SHORT TASK:
Isolate every line in the records below with "image" in it.

Stored entries:

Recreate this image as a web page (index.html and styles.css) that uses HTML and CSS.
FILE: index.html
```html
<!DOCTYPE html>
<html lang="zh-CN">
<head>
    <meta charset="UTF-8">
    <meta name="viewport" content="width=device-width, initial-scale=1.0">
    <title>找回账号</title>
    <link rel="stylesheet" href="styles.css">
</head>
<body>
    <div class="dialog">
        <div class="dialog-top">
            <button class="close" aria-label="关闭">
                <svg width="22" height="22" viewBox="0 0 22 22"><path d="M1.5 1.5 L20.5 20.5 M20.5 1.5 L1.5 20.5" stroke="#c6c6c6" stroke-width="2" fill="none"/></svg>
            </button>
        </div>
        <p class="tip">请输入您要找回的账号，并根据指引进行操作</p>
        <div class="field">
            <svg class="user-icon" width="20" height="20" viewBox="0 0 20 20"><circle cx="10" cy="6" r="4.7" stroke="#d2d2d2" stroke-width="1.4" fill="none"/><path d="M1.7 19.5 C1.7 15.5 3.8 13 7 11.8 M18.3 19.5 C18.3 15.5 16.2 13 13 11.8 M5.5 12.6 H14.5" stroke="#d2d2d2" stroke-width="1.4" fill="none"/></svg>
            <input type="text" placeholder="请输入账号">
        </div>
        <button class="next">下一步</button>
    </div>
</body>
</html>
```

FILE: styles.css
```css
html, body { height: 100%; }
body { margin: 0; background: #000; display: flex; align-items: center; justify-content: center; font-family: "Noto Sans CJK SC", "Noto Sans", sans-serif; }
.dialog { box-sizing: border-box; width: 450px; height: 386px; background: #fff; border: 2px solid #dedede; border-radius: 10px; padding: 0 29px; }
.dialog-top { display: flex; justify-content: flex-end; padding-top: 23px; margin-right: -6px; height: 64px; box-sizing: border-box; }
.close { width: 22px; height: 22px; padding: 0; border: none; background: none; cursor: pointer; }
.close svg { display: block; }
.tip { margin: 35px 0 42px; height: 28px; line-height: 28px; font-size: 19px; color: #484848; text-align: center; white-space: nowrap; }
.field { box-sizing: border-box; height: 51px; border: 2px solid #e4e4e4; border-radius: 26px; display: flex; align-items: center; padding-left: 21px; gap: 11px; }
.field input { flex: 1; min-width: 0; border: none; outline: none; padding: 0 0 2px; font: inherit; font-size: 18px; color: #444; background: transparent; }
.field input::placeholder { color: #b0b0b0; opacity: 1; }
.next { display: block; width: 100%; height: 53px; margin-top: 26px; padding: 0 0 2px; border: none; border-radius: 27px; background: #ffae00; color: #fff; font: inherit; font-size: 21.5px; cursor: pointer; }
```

==

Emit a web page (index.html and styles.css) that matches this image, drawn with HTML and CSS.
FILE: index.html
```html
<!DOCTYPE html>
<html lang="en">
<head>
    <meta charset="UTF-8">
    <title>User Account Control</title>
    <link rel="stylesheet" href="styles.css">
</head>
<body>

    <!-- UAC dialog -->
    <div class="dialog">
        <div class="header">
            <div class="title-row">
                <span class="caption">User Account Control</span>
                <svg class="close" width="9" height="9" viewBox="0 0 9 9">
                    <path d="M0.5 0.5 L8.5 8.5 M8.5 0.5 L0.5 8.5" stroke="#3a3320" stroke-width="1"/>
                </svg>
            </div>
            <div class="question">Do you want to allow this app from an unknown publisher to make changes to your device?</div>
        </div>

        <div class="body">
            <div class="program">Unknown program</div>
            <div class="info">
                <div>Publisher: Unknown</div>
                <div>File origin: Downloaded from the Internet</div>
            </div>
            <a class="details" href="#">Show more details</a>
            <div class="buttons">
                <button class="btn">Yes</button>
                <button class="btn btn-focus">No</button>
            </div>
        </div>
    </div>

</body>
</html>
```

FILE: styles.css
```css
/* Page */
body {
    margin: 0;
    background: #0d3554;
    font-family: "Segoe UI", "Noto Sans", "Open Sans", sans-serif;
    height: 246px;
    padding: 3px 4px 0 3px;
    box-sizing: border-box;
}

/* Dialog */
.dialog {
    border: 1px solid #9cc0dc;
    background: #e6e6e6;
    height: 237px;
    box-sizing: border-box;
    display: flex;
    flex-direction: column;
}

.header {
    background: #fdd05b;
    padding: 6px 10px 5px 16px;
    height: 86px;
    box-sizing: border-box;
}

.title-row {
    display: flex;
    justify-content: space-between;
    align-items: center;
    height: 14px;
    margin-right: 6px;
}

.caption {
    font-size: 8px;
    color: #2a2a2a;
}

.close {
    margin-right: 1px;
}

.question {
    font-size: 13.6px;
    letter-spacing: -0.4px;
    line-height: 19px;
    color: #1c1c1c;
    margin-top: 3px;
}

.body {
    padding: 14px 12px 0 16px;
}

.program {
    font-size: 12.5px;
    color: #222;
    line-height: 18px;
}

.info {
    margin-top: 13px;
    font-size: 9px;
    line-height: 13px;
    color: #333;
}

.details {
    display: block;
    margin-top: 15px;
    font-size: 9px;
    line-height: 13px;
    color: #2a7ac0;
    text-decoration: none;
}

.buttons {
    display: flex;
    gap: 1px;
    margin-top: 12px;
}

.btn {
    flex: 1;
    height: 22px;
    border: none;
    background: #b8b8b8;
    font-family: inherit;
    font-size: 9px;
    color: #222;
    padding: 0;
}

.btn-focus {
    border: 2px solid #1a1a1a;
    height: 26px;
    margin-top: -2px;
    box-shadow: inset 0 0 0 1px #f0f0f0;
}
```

ANSWER TO THIS TASK:
Recreate this image as a web page (index.html and styles.css) that uses HTML and CSS.
Emit a web page (index.html and styles.css) that matches this image, drawn with HTML and CSS.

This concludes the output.